The lack of quoted dialogue from the interviewees and true appreciation of the motivations behind their choices, in their own words, left me disassociating from the book. It had the overall effect of taking the life out of the prose. This is part of the issue with reading books written by people who do not have a lived experience of the phenomenon they are writing about. Bucar would have benefitted from passing the microphone more often. She did not succeed in capturing me in her journey and the book felt inorganic and dry as a result. I struggle with believing that her study helps us truly understand why and how women in the locations she focused on choose their dress and what influences them on a deeper level.

There is obviously great merit in viewing Muslim women not as an oppressed mass but as individuals with agency. My frustration stems – in reality – from the very necessity, and ultimate futility, of such ethnographic studies. The core message of Pious Fashion is that Muslim women dress differently throughout the world. Their choices are based on possibly hundreds of years of decisions that have been made through a variety of different actors and sectors, which eventually lead to the clothes on their backs today. This is not and should not be a revelation. It is common sense and something that can self-evidently be said of all women everywhere. Why must there be a perpetual separation of Muslim women from the norm? 
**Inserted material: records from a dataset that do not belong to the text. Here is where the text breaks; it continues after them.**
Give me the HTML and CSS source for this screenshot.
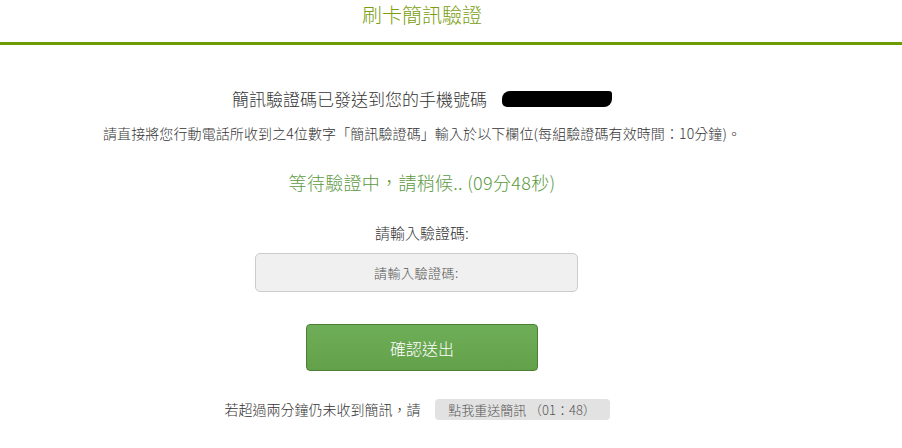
FILE: index.html
```html
<!DOCTYPE html>
<html lang="zh-Hant">
<head>
<meta charset="utf-8">
<title>刷卡簡訊驗證</title>
<link rel="stylesheet" href="styles.css">
</head>
<body>
<header class="header">
  <div class="header-inner">
    <h1 class="title">刷卡簡訊驗證</h1>
  </div>
</header>
<main class="page">
  <p class="sent">簡訊驗證碼已發送到您的手機號碼<span class="redact"></span></p>
  <p class="hint">請直接將您行動電話所收到之4位數字「簡訊驗證碼」輸入於以下欄位(每組驗證碼有效時間：10分鐘)。</p>
  <p class="wait">等待驗證中，請稍候.. (09分48秒)</p>
  <label class="label" for="code">請輸入驗證碼:</label>
  <input class="code" id="code" type="text" placeholder="請輸入驗證碼:">
  <button class="submit" type="button">確認送出</button>
  <div class="resend">
    <span class="resend-text">若超過兩分鐘仍未收到簡訊，請</span>
    <button class="resend-btn" type="button">點我重送簡訊 （01：48）</button>
  </div>
</main>
</body>
</html>
```

FILE: styles.css
```css
html, body {
  margin: 0;
  padding: 0;
  background: #ffffff;
}
body {
  font-family: "Noto Sans CJK TC", "Liberation Sans", sans-serif;
  font-weight: 300;
  color: #333333;
}
.header {
  height: 42px;
  border-bottom: 3px solid #6c9c00;
}
.header-inner {
  width: 844px;
  display: flex;
  justify-content: center;
}
.title {
  margin: 0;
  font-size: 20px;
  font-weight: 300;
  line-height: 30px;
  color: #7a9e10;
}
.page {
  width: 844px;
  display: flex;
  flex-direction: column;
  align-items: center;
  padding-top: 42px;
}
.sent {
  margin: 0;
  font-size: 17px;
  line-height: 24px;
  color: #333;
  display: flex;
  align-items: center;
}
.redact {
  display: inline-block;
  width: 110px;
  height: 16px;
  margin-left: 15px;
  background: #000;
  border-radius: 8px 3px 8px 5px;
}
.hint {
  margin: 12px 0 0;
  font-size: 14px;
  line-height: 20px;
  letter-spacing: 0.1px;
  color: #333;
}
.wait {
  margin: 26px 0 0;
  font-size: 18px;
  line-height: 26px;
  letter-spacing: 0.3px;
  color: #5c9a42;
}
.label {
  margin-top: 28px;
  font-size: 15px;
  line-height: 20px;
  color: #333;
}
.code {
  box-sizing: border-box;
  margin: 10px 11px 0 0;
  width: 323px;
  height: 39px;
  background: #f0f0f0;
  border: 1px solid #cccccc;
  border-radius: 5px;
  text-align: center;
  font-family: inherit;
  font-weight: 300;
  font-size: 13px;
  letter-spacing: 0.5px;
  outline: none;
}
.code::placeholder {
  color: #555;
}
.submit {
  box-sizing: border-box;
  margin-top: 32px;
  width: 232px;
  height: 47px;
  background: linear-gradient(#6fae58, #63a04a);
  border: 1px solid #4c7f33;
  border-radius: 4px;
  color: #fff;
  font-family: inherit;
  font-weight: 300;
  font-size: 16px;
}
.resend {
  margin: 28px 10px 0 0;
  display: flex;
  align-items: center;
  gap: 14px;
}
.resend-text {
  font-size: 14px;
  line-height: 21px;
  color: #333;
}
.resend-btn {
  box-sizing: border-box;
  width: 175px;
  height: 21px;
  padding: 0;
  background: #e2e2e2;
  border: none;
  border-radius: 4px;
  color: #555;
  font-family: inherit;
  font-weight: 300;
  font-size: 13px;
  line-height: 21px;
}
```
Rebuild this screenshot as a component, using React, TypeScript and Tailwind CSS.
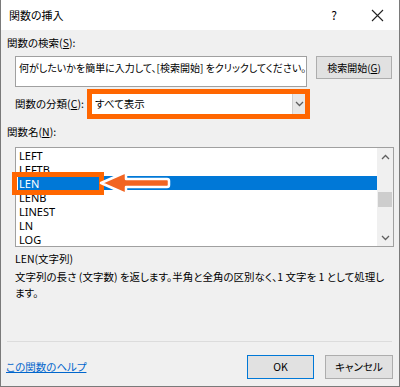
import React from 'react';

const items = ['LEFT', 'LEFTB', 'LEN', 'LENB', 'LINEST', 'LN', 'LOG'];

const Chevron: React.FC<{ up?: boolean }> = ({ up }) => (
  <svg width="9" height="6" viewBox="0 0 9 6">
    <path
      d={up ? 'M1 5 L4.5 1.5 L8 5' : 'M1 1 L4.5 4.5 L8 1'}
      fill="none"
      stroke="#606060"
      strokeWidth="1.3"
    />
  </svg>
);

const App: React.FC = () => {
  return (
    <div className="w-[400px] h-[387px] bg-[#f0f0f0] border-x border-b border-[#7a7a7a] font-['Noto_Sans_CJK_JP','Noto_Sans',sans-serif] text-[10.5px] text-black [font-feature-settings:'palt'] leading-none relative overflow-hidden whitespace-nowrap">
      {/* title bar */}
      <div className="h-[30px] bg-white flex items-center pl-[8px]">
        <span className="text-[11px]">関数の挿入</span>
        <span className="ml-auto mr-[34px] text-[12px]">?</span>
        <svg width="13" height="13" viewBox="0 0 13 13" className="mr-[15px]">
          <path d="M1 1 L12 12 M12 1 L1 12" stroke="#222" strokeWidth="1.1" />
        </svg>
      </div>

      <div className="pl-[6px] pr-[6px]">
        <div className="h-[14px] mt-[6px] flex items-center">
          関数の検索(<u>S</u>):
        </div>

        <div className="flex mt-[6px] ml-[8px]">
          <div className="w-[292px] h-[31px] bg-white border border-[#a0a0a0] px-[3px] pt-[6px] text-[10px]">
            何がしたいかを簡単に入力して、[検索開始] をクリックしてください。
          </div>
          <button className="ml-[9px] w-[76px] h-[23px] bg-[#e1e1e1] border border-[#adadad] flex items-center justify-center text-[10px]">
            検索開始(<u>G</u>)
          </button>
        </div>

        <div className="flex items-center mt-[2px] ml-[8px] h-[30px]">
          <span className="w-[72px]">
            関数の分類(<u>C</u>):
          </span>
          <div className="w-[223px] h-[30px] border-[5px] border-[#ff6600] bg-white flex items-center">
            <span className="pl-[3px]">すべて表示</span>
            <div className="ml-auto w-[13px] h-full bg-[#e8e8e8] border-l border-[#d0d0d0] flex items-center justify-center">
              <Chevron />
            </div>
          </div>
        </div>

        <div className="h-[14px] mt-[6px] flex items-center">
          関数名(<u>N</u>):
        </div>

        <div className="mt-[8px] ml-[8px] w-[379px] h-[100px] bg-white border border-[#a0a0a0] flex">
          <div className="flex-1 pl-[2px]">
            {items.map((it) => (
              <div
                key={it}
                className={`h-[14px] flex items-center pl-[1px] font-['Noto_Sans',sans-serif] text-[11px] ${
                  it === 'LEN' ? 'bg-[#0078d7] text-white' : ''
                }`}
              >
                {it}
              </div>
            ))}
          </div>
          <div className="w-[16px] bg-[#f0f0f0] flex flex-col items-center">
            <div className="h-[17px] flex items-center justify-center">
              <Chevron up />
            </div>
            <div className="mt-[27px] w-[14px] h-[15px] bg-[#cdcdcd]" />
            <div className="mt-auto h-[17px] flex items-center justify-center">
              <Chevron />
            </div>
          </div>
        </div>

        <div className="ml-[8px] mt-[5px] h-[14px] flex items-center">LEN(文字列)</div>
        <div className="ml-[8px] mt-[3px] leading-[16px]">
          文字列の長さ (文字数) を返します。半角と全角の区別なく、1 文字を 1 として処理し
          <br />
          ます。
        </div>
      </div>

      <div className="absolute left-[6px] right-[7px] top-[341px] h-px bg-[#dcdcdc]" />

      <div className="absolute left-0 right-0 top-[355px] flex items-center">
        <a className="ml-[5px] text-[#0066cc] underline">この関数のヘルプ</a>
        <button className="ml-auto w-[67px] h-[24px] bg-[#e1e1e1] border border-[#0078d7] flex items-center justify-center">
          OK
        </button>
        <button className="ml-[11px] mr-[6px] w-[68px] h-[24px] bg-[#e1e1e1] border border-[#adadad] flex items-center justify-center">
          キャンセル
        </button>
      </div>

      {/* annotation: box around LEN */}
      <div className="absolute left-[11px] top-[172px] w-[92px] h-[23px] border-[5px] border-[#ff6600]" />
      {/* annotation: arrow */}
      <svg className="absolute left-[96px] top-[169px]" width="76" height="28" viewBox="0 0 76 28">
        <path
          d="M4 14 L29 3 L29 10 L70 10 Q72 10 72 12 L72 16 Q72 18 70 18 L29 18 L29 25 Z"
          fill="#f26522"
          stroke="#ffffff"
          strokeWidth="2.5"
          strokeLinejoin="round"
        />
      </svg>
    </div>
  );
};

export default App;
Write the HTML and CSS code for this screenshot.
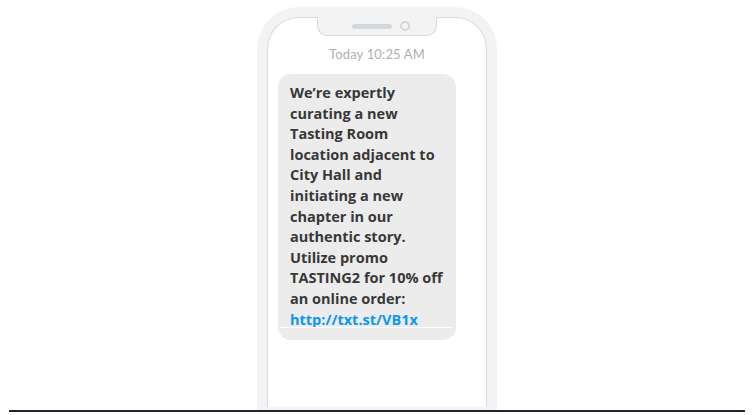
FILE: index.html
```html
<!DOCTYPE html>
<html>
<head>
<meta charset="utf-8">
<link rel="stylesheet" href="styles.css">
</head>
<body>
<div class="stage">
  <div class="phone">
    <div class="screen">
      <div class="notch">
        <span class="speaker"></span>
        <span class="camera"></span>
      </div>
      <div class="time">Today 10:25 AM</div>
      <div class="bubble">
        We’re expertly curating a new Tasting Room location adjacent to City Hall and initiating a new chapter in our authentic story. Utilize promo TASTING2 for 10% off an online order: <a class="link" href="#">http://txt.st/VB1x</a>
      </div>
    </div>
  </div>
</div>
<div class="rule"></div>
</body>
</html>
```
FILE: styles.css
```css
html, body { margin: 0; padding: 0; background: #fff; }
.stage {
  height: 403px;
  padding-top: 7px;
  padding-left: 257px;
  overflow: hidden;
}
.phone {
  width: 240px;
  height: 420px;
  box-sizing: border-box;
  background: #f3f3f3;
  border-radius: 42px 42px 0 0;
  padding: 10px 10px 0 10px;
}
.screen {
  position: relative;
  height: 390px;
  background: #fff;
  border: 1px solid #d3dce0;
  border-bottom: none;
  border-radius: 32px 32px 0 0;
  box-sizing: border-box;
  display: flex;
  flex-direction: column;
  align-items: center;
}
.notch {
  position: absolute;
  top: -1px;
  left: 49px;
  width: 120px;
  height: 19px;
  box-sizing: border-box;
  background: #f3f3f3;
  border: 1px solid #d3dce0;
  border-top: none;
  border-radius: 0 0 10px 10px;
  display: flex;
  align-items: center;
  justify-content: center;
  gap: 8px;
}
.speaker {
  width: 40px;
  height: 5px;
  border-radius: 3px;
  background: #d2d9dd;
  margin-left: 8px;
}
.camera {
  width: 6px;
  height: 6px;
  border-radius: 50%;
  border: 2px solid #d2d9dd;
}
.time {
  margin-top: 28px;
  font-family: Lato, "Liberation Sans", sans-serif;
  font-size: 13px;
  color: #acb0b5;
  letter-spacing: 0.15px;
}
.bubble {
  position: relative;
  align-self: flex-start;
  margin-left: 10px;
  margin-top: 12px;
  width: 178px;
  box-sizing: border-box;
  background: #ececec;
  border-radius: 13px;
  padding: 9px 12px 10px 12px;
  font-family: "Open Sans", sans-serif;
  font-weight: 700;
  font-size: 14.5px;
  line-height: 20.6px;
  color: #383838;
}
.bubble::after {
  content: "";
  position: absolute;
  left: 1px;
  right: 3px;
  bottom: 12px;
  height: 1px;
  background: #fff;
}
.link {
  color: #0f96f2;
  text-decoration: none;
}
.rule {
  height: 2px;
  margin: 0 11px 0 9px;
  background: #1f2535;
}
```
There is nowhere in the world that is devoid of the trends that Bucar is unveiling in her book. Politics, history, media and a host of other devices have been influencing women and their fashion for millennia across the world. Yes, many Muslim nations are inherently patriarchal, but this does not differentiate them from any other nation in the world. Yes, Muslim women sometimes dress in a particular way. So what? Muslim women do not need trivial and irrelevant explanations for the choices they make. They need space to express themselves however they see fit.